▶ [TASK TO COMPLETE] Tell how many lines in the data below include the word "React". The answer is the number only.

* begin INFORMATION PROVIDED *

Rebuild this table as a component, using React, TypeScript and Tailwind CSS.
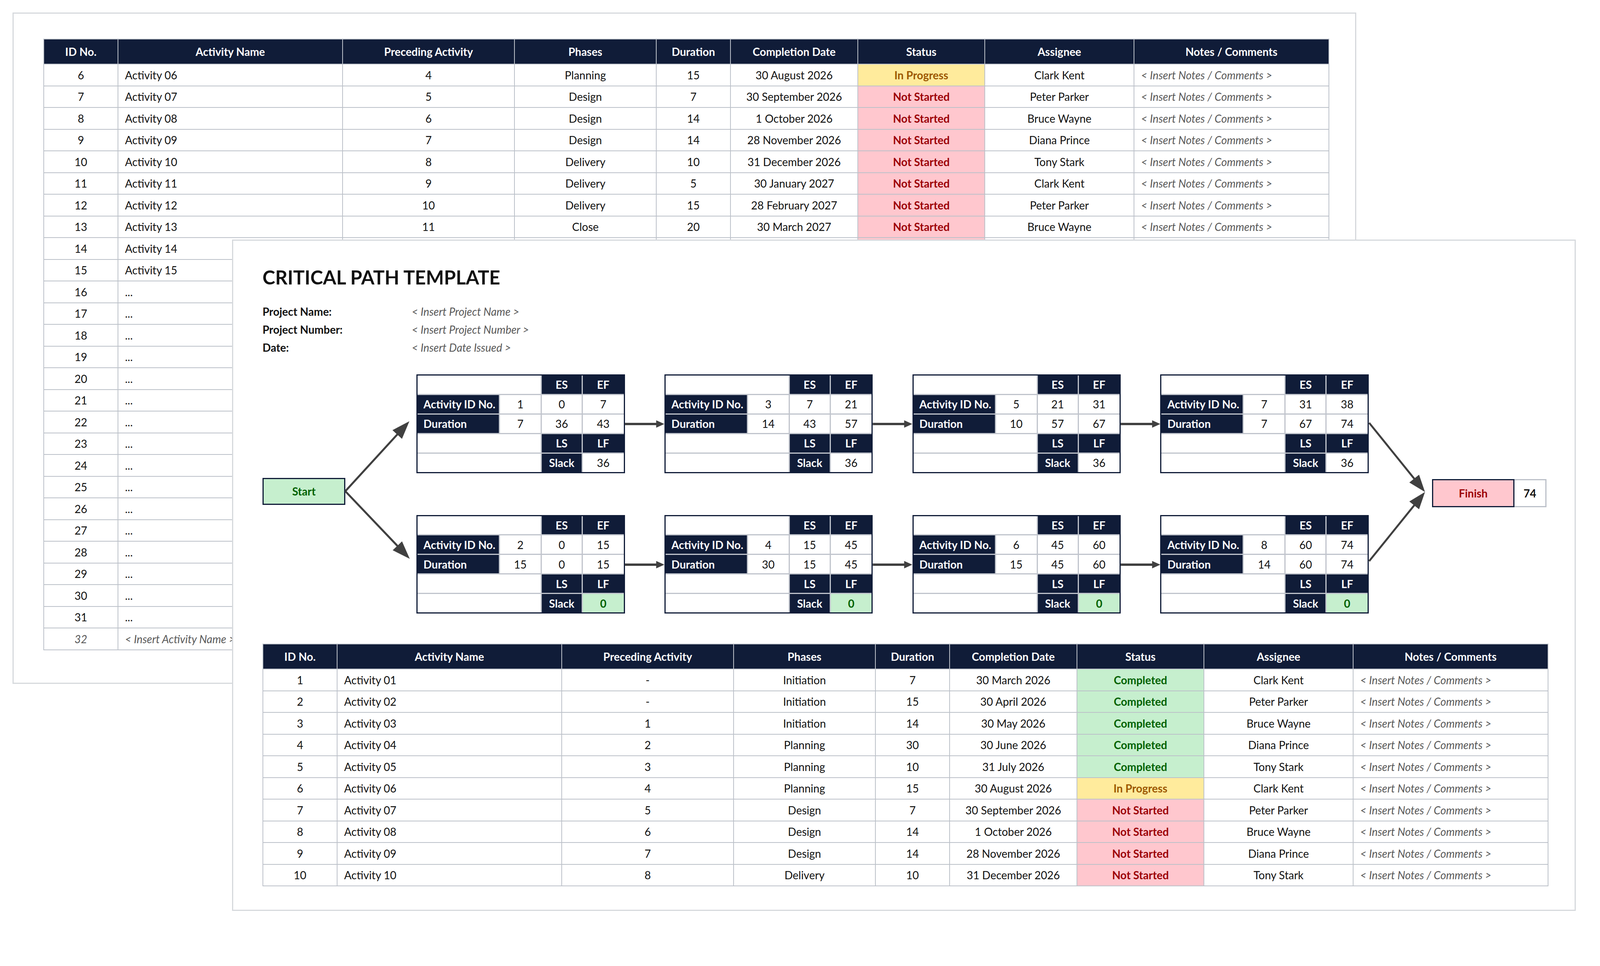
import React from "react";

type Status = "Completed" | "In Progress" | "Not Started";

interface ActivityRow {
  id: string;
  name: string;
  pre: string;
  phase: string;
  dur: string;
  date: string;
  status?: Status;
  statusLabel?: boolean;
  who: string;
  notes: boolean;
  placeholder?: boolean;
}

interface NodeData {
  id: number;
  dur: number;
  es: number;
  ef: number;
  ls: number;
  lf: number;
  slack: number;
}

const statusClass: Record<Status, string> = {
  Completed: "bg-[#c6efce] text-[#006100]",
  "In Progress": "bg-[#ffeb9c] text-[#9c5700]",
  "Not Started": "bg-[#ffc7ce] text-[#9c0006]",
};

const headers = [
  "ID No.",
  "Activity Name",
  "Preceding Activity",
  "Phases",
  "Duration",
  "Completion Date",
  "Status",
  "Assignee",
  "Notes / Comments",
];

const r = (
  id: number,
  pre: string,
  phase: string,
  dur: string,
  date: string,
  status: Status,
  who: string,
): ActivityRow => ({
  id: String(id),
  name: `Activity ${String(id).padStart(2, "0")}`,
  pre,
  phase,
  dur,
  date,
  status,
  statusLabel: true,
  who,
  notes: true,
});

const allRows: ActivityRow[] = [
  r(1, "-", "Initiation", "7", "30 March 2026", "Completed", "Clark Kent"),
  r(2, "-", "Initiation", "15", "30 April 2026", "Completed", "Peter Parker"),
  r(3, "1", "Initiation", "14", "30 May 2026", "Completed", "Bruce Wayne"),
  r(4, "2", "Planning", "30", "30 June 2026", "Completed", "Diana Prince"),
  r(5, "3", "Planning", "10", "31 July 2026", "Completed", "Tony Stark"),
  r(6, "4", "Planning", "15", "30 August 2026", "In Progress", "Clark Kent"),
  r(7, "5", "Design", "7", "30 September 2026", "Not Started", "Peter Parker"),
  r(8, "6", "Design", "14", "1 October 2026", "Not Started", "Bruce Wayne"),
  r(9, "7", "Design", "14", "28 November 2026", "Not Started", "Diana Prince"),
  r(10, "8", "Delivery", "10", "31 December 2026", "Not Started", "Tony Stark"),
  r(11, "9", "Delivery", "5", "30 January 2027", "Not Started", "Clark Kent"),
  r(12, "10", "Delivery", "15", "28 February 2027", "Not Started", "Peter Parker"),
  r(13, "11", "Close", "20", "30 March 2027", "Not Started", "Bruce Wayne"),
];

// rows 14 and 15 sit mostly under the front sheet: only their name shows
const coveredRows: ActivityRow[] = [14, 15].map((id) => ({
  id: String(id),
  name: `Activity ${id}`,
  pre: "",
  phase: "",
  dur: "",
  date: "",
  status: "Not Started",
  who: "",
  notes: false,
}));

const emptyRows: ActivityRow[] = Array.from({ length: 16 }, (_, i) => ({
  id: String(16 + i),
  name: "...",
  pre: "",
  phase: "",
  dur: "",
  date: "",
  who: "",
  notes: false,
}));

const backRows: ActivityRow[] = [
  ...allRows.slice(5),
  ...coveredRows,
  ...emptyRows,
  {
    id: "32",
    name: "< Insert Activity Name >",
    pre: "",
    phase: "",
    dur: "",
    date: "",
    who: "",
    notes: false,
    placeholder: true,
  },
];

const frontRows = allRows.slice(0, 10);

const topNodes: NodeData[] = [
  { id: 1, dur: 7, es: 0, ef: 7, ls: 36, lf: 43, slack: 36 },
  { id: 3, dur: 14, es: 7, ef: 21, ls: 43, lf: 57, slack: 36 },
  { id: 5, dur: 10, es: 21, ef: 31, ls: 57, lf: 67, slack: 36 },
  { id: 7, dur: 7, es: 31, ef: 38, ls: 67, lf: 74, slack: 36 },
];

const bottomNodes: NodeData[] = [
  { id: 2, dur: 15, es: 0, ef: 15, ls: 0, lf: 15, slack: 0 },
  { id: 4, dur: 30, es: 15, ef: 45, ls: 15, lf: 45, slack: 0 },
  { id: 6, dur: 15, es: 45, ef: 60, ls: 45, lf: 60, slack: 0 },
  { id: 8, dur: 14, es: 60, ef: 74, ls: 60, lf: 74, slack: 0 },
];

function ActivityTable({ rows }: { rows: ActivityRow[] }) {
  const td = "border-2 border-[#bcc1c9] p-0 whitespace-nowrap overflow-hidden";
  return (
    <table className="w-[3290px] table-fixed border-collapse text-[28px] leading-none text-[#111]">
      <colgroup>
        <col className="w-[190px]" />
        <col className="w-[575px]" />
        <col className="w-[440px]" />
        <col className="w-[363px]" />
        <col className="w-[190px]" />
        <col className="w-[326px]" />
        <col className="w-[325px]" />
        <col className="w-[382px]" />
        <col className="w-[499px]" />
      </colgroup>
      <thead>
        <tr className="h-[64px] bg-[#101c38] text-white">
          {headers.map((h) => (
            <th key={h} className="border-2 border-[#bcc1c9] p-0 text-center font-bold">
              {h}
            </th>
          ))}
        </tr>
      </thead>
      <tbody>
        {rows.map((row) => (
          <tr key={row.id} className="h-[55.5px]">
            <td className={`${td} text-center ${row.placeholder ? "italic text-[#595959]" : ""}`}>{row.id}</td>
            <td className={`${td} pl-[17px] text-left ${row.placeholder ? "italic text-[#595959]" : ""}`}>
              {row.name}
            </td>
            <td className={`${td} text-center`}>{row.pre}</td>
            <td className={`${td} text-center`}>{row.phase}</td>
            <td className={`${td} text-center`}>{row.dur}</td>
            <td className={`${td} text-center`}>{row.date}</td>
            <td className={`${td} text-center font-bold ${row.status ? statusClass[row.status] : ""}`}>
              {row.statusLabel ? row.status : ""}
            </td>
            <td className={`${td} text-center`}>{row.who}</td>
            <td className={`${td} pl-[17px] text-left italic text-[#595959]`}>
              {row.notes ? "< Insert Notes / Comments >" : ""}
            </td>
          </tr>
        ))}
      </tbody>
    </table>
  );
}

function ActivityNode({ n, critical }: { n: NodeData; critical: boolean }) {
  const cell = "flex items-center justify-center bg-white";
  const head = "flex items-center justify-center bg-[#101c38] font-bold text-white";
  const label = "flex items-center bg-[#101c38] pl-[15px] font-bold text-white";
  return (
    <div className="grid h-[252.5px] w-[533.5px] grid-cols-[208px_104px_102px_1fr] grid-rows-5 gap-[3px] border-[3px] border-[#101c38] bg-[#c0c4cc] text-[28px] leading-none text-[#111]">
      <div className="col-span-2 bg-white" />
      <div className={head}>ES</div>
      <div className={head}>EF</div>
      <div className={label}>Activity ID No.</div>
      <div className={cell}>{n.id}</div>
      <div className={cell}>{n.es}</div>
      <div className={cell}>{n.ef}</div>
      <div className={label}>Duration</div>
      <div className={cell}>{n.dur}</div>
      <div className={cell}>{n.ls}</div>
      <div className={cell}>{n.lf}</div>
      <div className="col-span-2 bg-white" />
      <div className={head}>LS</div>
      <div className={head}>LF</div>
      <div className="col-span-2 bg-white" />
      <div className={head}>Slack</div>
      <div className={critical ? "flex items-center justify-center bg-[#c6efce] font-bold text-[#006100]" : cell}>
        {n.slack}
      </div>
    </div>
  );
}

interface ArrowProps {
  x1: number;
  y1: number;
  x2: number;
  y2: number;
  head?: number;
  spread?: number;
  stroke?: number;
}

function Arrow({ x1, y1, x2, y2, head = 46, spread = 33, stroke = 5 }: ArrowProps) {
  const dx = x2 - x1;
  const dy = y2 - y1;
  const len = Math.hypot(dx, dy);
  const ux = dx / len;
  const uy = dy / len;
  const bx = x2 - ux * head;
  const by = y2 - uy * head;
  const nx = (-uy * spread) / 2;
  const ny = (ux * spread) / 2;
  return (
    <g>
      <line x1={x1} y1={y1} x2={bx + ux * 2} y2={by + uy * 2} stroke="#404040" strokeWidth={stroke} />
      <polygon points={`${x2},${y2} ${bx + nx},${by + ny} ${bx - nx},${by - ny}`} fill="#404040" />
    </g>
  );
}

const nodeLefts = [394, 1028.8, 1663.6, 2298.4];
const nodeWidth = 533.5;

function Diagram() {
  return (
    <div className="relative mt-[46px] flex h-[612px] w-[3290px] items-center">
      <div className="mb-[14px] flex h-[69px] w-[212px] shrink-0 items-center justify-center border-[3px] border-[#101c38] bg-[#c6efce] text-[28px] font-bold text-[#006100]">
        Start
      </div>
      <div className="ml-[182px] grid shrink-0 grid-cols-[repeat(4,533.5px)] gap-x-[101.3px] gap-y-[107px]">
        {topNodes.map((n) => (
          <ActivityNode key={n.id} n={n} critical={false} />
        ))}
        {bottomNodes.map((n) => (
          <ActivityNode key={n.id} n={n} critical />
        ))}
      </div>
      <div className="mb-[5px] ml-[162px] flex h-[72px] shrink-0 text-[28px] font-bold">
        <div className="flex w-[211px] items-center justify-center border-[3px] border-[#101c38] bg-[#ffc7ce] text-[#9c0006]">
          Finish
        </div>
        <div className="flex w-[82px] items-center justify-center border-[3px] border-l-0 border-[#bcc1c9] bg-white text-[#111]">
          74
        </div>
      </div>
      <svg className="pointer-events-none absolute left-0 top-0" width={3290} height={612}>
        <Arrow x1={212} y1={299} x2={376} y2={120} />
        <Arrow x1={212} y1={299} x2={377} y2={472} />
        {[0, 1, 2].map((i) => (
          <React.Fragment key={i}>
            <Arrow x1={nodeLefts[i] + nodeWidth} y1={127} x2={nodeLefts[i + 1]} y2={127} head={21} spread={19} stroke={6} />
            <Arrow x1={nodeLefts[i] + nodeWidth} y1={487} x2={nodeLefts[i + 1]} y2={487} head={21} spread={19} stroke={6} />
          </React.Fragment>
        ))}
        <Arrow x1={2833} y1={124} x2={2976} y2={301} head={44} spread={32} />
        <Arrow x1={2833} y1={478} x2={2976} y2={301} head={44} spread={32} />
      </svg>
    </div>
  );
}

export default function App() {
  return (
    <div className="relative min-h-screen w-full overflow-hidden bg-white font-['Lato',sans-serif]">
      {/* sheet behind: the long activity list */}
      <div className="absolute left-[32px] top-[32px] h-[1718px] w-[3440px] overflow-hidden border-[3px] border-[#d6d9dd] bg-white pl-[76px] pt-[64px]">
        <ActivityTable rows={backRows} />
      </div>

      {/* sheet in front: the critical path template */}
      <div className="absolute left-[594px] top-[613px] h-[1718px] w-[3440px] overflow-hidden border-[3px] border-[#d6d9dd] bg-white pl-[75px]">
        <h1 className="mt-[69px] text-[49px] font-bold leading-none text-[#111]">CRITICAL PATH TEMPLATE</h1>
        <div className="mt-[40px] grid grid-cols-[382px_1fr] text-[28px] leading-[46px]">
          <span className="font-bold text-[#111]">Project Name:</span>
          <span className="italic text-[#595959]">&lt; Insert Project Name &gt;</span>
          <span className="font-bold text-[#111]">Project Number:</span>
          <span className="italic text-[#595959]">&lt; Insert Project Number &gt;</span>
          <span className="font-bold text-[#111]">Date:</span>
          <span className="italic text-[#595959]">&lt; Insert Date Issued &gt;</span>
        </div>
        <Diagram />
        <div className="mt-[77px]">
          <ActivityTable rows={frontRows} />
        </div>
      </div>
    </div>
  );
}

* end INFORMATION PROVIDED *

▶ [RESULT] 4